The 26/11 attacks on Mumbai is one of the darkest chapters of India’s history. Lashkar-e-Taiba terrorists carried out a series of 12 attacks on Mumbai which lasted over 3 days. It killed 166 people and injured over 600. Just like any other dark chapters, it is during these moments that heroes emerged. One such unsung hero is a then US Marine Captain Ravi Dharnidharka, who saved 157 lives during the siege of the Taj hotel.
Captain Ravi Dharnidharka was a Captain in the US Marine Corps and had spent four years flying more than 200 combat missions in Iraq, including in the bloody battle of Fallujah in 2004. In November 2008, this 31-year-old Indian American Marine was in India after more than a decade to spend his holidays with his family who stays near Badhwar Park in Mumbai.
Ravi knew something bad was going to happen because, unlike hotel security, he didn’t miss the beeping sound of the metal detector when he entered the hotel.
Once affirmed the hotel was under attack, Ravi, along with a few others who were ex-commandos from South Africa working for personal business, gathered and decided to take matters into their hands.
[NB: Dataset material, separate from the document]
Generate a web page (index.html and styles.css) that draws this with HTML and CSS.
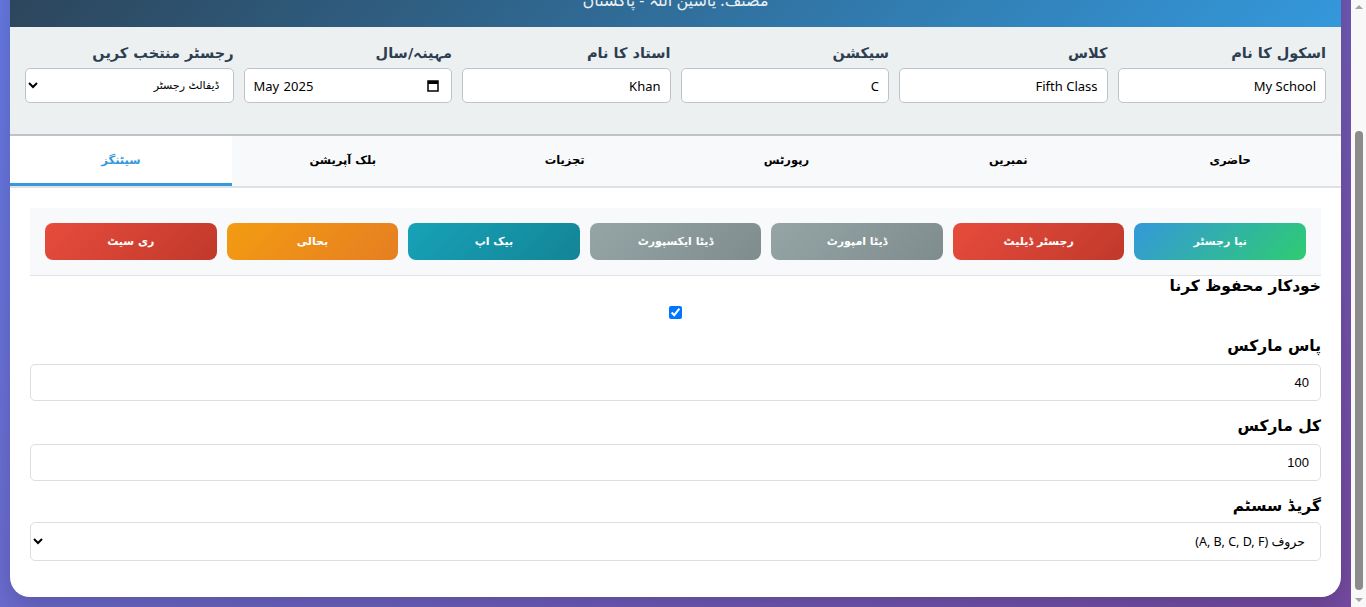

Time passed. The staff at Taj did not let services stop. People kept getting whatever, beverage and food one asked for. Then there were two tremendous explosions. The terrorists had set off RDX in the heritage towers of the Taj. The impact was felt all the way through to the 20th floor.
The hall which became full with 157 civilians was darkened, the doors were barricaded with every available heavy object, and people were asked to stay quiet. They barricaded the fire escape inside the hall and asked the hotel staff to unblock the stairs if they had to make a quick exit.
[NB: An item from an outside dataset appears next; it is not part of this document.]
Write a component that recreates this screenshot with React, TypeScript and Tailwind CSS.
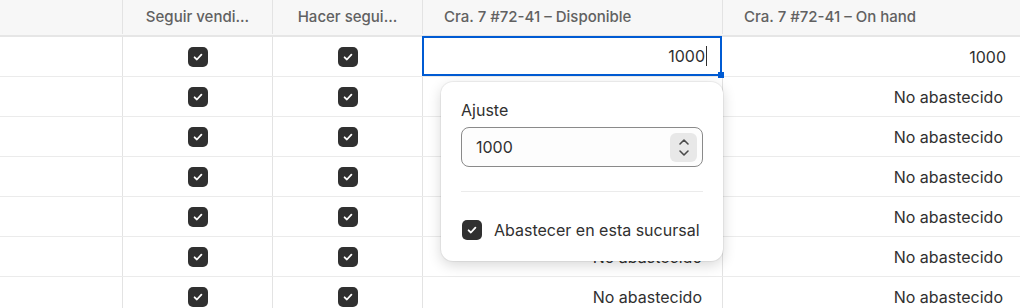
import React from 'react';

const font = { fontFamily: 'Inter, "Noto Sans", sans-serif' };

const Check: React.FC<{ className?: string }> = ({ className }) => (
  <span className={`flex h-5 w-5 shrink-0 items-center justify-center rounded-[5px] bg-[#303030] ${className ?? ''}`}>
    <svg width="12" height="12" viewBox="0 0 12 12" fill="none">
      <path d="M2.6 6.3 4.9 8.5 9.4 3.6" stroke="#fff" strokeWidth="1.8" strokeLinecap="round" strokeLinejoin="round" />
    </svg>
  </span>
);

const rows = Array.from({ length: 7 }, (_, i) => i);

const App: React.FC = () => {
  return (
    <div className="relative h-[308px] w-[1020px] overflow-hidden bg-white text-[#303030]" style={font}>
      {/* header */}
      <div className="flex h-[37px] border-b-2 border-[#e6e6e6] bg-[#f7f7f7] pb-px text-[15px] font-medium text-[#616161]">
        <div className="w-[123px] shrink-0 border-r border-[#e3e3e3]" />
        <div className="flex w-[150px] shrink-0 items-center justify-center border-r border-[#e3e3e3]">Seguir vendi...</div>
        <div className="flex w-[150px] shrink-0 items-center justify-center border-r border-[#e3e3e3]">Hacer segui...</div>
        <div className="flex w-[300px] shrink-0 items-center border-r border-[#e3e3e3] pl-[21px]">Cra. 7 #72-41 – Disponible</div>
        <div className="flex w-[300px] shrink-0 items-center pl-[21px]">Cra. 7 #72-41 – On hand</div>
      </div>

      {rows.map(i => (
        <div key={i} className="flex h-[40px] border-b border-[#ebebeb] text-[16px]">
          <div className="w-[123px] shrink-0 border-r border-[#e3e3e3]" />
          <div className="flex w-[150px] shrink-0 items-center justify-center border-r border-[#e3e3e3]">
            <Check />
          </div>
          <div className="flex w-[150px] shrink-0 items-center justify-center border-r border-[#e3e3e3]">
            <Check />
          </div>
          {i === 0 ? (
            <div className="relative flex w-[300px] shrink-0 items-center justify-end border-2 border-[#005bd3] pr-[13px] -mt-px -ml-px">
              <span>1000</span>
              <span className="ml-px h-[20px] w-px bg-[#303030]" />
              <span className="absolute -bottom-[4px] -right-[4px] h-[6px] w-[6px] bg-[#005bd3]" />
            </div>
          ) : (
            <div className="flex w-[300px] shrink-0 items-center justify-end border-r border-[#e3e3e3] pr-[20px]">
              No abastecido
            </div>
          )}
          <div className="flex w-[300px] shrink-0 items-center justify-end pr-[16px]">
            {i === 0 ? <span>1000</span> : <span className="pr-[4px]">No abastecido</span>}
          </div>
        </div>
      ))}

      {/* popover */}
      <div className="absolute left-[441px] top-[82px] flex h-[179px] w-[282px] flex-col rounded-[12px] bg-white px-5 pt-4 shadow-[0_4px_14px_rgba(0,0,0,0.16),0_0_0_1px_rgba(0,0,0,0.05)]">
        <div className="text-[16px] leading-6">Ajuste</div>
        <div className="mt-[5px] flex h-[40px] items-center rounded-[8px] border border-[#8a8a8a] bg-[#fdfdfd] pl-[14px] pr-[5px] text-[16px]">
          <span className="flex-1">1000</span>
          <span className="flex h-[29px] w-[27px] flex-col items-center justify-center rounded-[6px] bg-[#e8e8e8]">
            <svg width="12" height="8" viewBox="0 0 12 8" fill="none">
              <path d="M2 6 6 2l4 4" stroke="#4a4a4a" strokeWidth="1.6" strokeLinecap="round" strokeLinejoin="round" />
            </svg>
            <svg width="12" height="8" viewBox="0 0 12 8" fill="none" className="mt-[3px]">
              <path d="M2 2l4 4 4-4" stroke="#4a4a4a" strokeWidth="1.6" strokeLinecap="round" strokeLinejoin="round" />
            </svg>
          </span>
        </div>
        <div className="mt-6 h-px bg-[#ebebeb]" />
        <div className="mt-[26px] flex h-6 items-center gap-3 whitespace-nowrap pl-px text-[16px]">
          <Check />
          <span>Abastecer en esta sucursal</span>
        </div>
      </div>
    </div>
  );
};

export default App;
The fire had started spreading upwards, which could complicate things further by blocking their exit, cutting their power supply, or even suffocating them. It was time move out.
The commandos made sure the path was clear. Ravi helped people vacate the hall slowly. It was realised that an 84-year-old lady among them couldn’t climb down 20 flights of stairs. She insisted on being left there, but Captain Dharnidharka wouldn’t allow that. He took help from one of the waiters and carried her downstairs in his arms.
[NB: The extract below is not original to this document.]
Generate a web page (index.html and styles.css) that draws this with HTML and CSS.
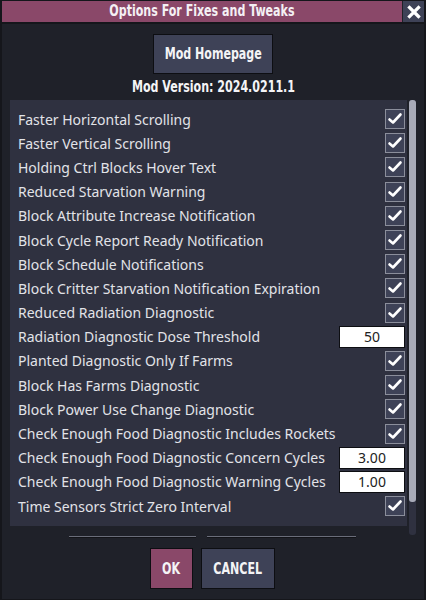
FILE: index.html
```html
<!DOCTYPE html>
<html>
<head>
<meta charset="utf-8">
<link rel="stylesheet" href="styles.css">
</head>
<body>
<div class="window">
  <div class="titlebar">
    <div class="title"><span class="cond">Options For Fixes and Tweaks</span></div>
    <div class="close">
      <svg width="14" height="14" viewBox="0 0 14 14"><path d="M2.5 2.5 L11.5 11.5 M11.5 2.5 L2.5 11.5" stroke="#fff" stroke-width="3.2" stroke-linecap="square"/></svg>
    </div>
  </div>
  <div class="content">
    <div class="top">
      <div class="btn homepage"><span class="cond">Mod Homepage</span></div>
      <div class="version"><span class="cond">Mod Version: 2024.0211.1</span></div>
    </div>
    <div class="list-area">
      <div class="panel">
        <div class="row"><span class="label">Faster Horizontal Scrolling</span><span class="cb"></span></div>
        <div class="row"><span class="label">Faster Vertical Scrolling</span><span class="cb"></span></div>
        <div class="row"><span class="label">Holding Ctrl Blocks Hover Text</span><span class="cb"></span></div>
        <div class="row"><span class="label">Reduced Starvation Warning</span><span class="cb"></span></div>
        <div class="row"><span class="label">Block Attribute Increase Notification</span><span class="cb"></span></div>
        <div class="row"><span class="label">Block Cycle Report Ready Notification</span><span class="cb"></span></div>
        <div class="row"><span class="label">Block Schedule Notifications</span><span class="cb"></span></div>
        <div class="row"><span class="label">Block Critter Starvation Notification Expiration</span><span class="cb"></span></div>
        <div class="row"><span class="label">Reduced Radiation Diagnostic</span><span class="cb"></span></div>
        <div class="row"><span class="label">Radiation Diagnostic Dose Threshold</span><span class="field">50</span></div>
        <div class="row"><span class="label">Planted Diagnostic Only If Farms</span><span class="cb"></span></div>
        <div class="row"><span class="label">Block Has Farms Diagnostic</span><span class="cb"></span></div>
        <div class="row"><span class="label">Block Power Use Change Diagnostic</span><span class="cb"></span></div>
        <div class="row"><span class="label">Check Enough Food Diagnostic Includes Rockets</span><span class="cb"></span></div>
        <div class="row"><span class="label">Check Enough Food Diagnostic Concern Cycles</span><span class="field">3.00</span></div>
        <div class="row"><span class="label">Check Enough Food Diagnostic Warning Cycles</span><span class="field">1.00</span></div>
        <div class="row"><span class="label">Time Sensors Strict Zero Interval</span><span class="cb"></span></div>
      </div>
      <div class="scrollbar"><div class="thumb"></div></div>
    </div>
    <div class="lines">
      <span class="line l1"></span>
      <span class="line l2"></span>
    </div>
    <div class="actions">
      <div class="btn ok"><span class="cond">OK</span></div>
      <div class="btn cancel"><span class="cond">CANCEL</span></div>
    </div>
  </div>
</div>
</body>
</html>
```
FILE: styles.css
```css
html, body {
  margin: 0;
  padding: 0;
  background: #15161b;
}
.window {
  width: 426px;
  height: 600px;
  box-sizing: border-box;
  border: 1px solid #15161b;
  border-left-width: 2px;
  border-right-width: 2px;
  background: #1f2129;
  display: flex;
  flex-direction: column;
}
.cond {
  display: inline-block;
  white-space: nowrap;
  transform: scaleX(0.82);
  transform-origin: center;
}
.titlebar {
  height: 21px;
  display: flex;
  border-bottom: 2px solid #15161b;
}
.title {
  flex: 1;
  background: #8a4869;
  color: #f4f0f4;
  font-family: "DejaVu Sans Condensed", "DejaVu Sans", sans-serif;
  font-weight: bold;
  font-size: 15px;
  text-align: center;
  line-height: 21px;
}
.close {
  width: 21px;
  margin-left: 1px;
  background: #3e4257;
  display: flex;
  align-items: center;
  justify-content: center;
}
.content {
  flex: 1;
  display: flex;
  flex-direction: column;
}
.top {
  display: flex;
  flex-direction: column;
  align-items: center;
  padding-top: 10px;
}
.btn {
  box-sizing: border-box;
  border: 1px solid #0d0e12;
  color: #f4f4f6;
  font-family: "DejaVu Sans Condensed", "DejaVu Sans", sans-serif;
  font-weight: bold;
  display: flex;
  align-items: center;
  justify-content: center;
}
.homepage {
  width: 120px;
  height: 40px;
  background: #3e4257;
  font-size: 15px;
}
.version {
  color: #f4f4f6;
  font-family: "DejaVu Sans Condensed", "DejaVu Sans", sans-serif;
  font-weight: bold;
  font-size: 15px;
  line-height: 16px;
  margin-top: 5px;
}
.list-area {
  display: flex;
  margin-top: 5px;
  padding-left: 8px;
}
.panel {
  width: 397px;
  height: 426px;
  box-sizing: border-box;
  background: #2f3140;
  padding: 7px 2px 0 8px;
}
.row {
  height: 24.2px;
  display: flex;
  align-items: center;
  justify-content: space-between;
}
.label {
  color: #e2e3e8;
  font-family: "Noto Sans", sans-serif;
  font-size: 14px;
}
.cb {
  width: 20px;
  height: 20px;
  box-sizing: border-box;
  border: 1px solid #8b8e9b;
  background: #3e4257 url("data:image/svg+xml;utf8,<svg xmlns='http://www.w3.org/2000/svg' width='18' height='18' viewBox='0 0 18 18'><path d='M3.5 9.5 L7 12.5 L14.5 4.5' fill='none' stroke='white' stroke-width='2.6' stroke-linecap='round' stroke-linejoin='round'/></svg>") center/18px 18px no-repeat;
}
.field {
  width: 66px;
  height: 22px;
  box-sizing: border-box;
  border: 1px solid #0d0e12;
  background: #fff;
  color: #222;
  font-family: "Noto Sans", sans-serif;
  font-size: 14px;
  text-align: center;
  line-height: 20px;
}
.scrollbar {
  width: 7px;
  height: 435px;
  margin-left: 2px;
  background: #2f3140;
  border-radius: 3px;
}
.thumb {
  height: 402px;
  background: #a8abb8;
  border-radius: 3px;
}
.lines {
  display: flex;
  margin-top: 1px;
  padding-left: 67px;
  gap: 11px;
}
.line {
  height: 1px;
  background: #6a6d7a;
  border-bottom: 1px solid #121318;
}
.l1 { width: 127px; }
.l2 { width: 149px; }
.actions {
  display: flex;
  justify-content: center;
  gap: 8px;
  margin-top: 10px;
  padding-right: 2px;
}
.ok {
  width: 43px;
  height: 41px;
  background: #8a4869;
  font-size: 15px;
}
.cancel {
  width: 74px;
  height: 41px;
  background: #3e4257;
  font-size: 15px;
}
```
The staircase was narrow. The group led by the South Africans and Taj security men moved slowly. They were followed by women and children, who were followed by more security men. The men along with Captain Dharnidharka came out last. Crossing each landing carried its own risk. Slowly and rapidly, Ravi Dharnidharka and six of his teammates that were South African guided 157 people out of the hotel.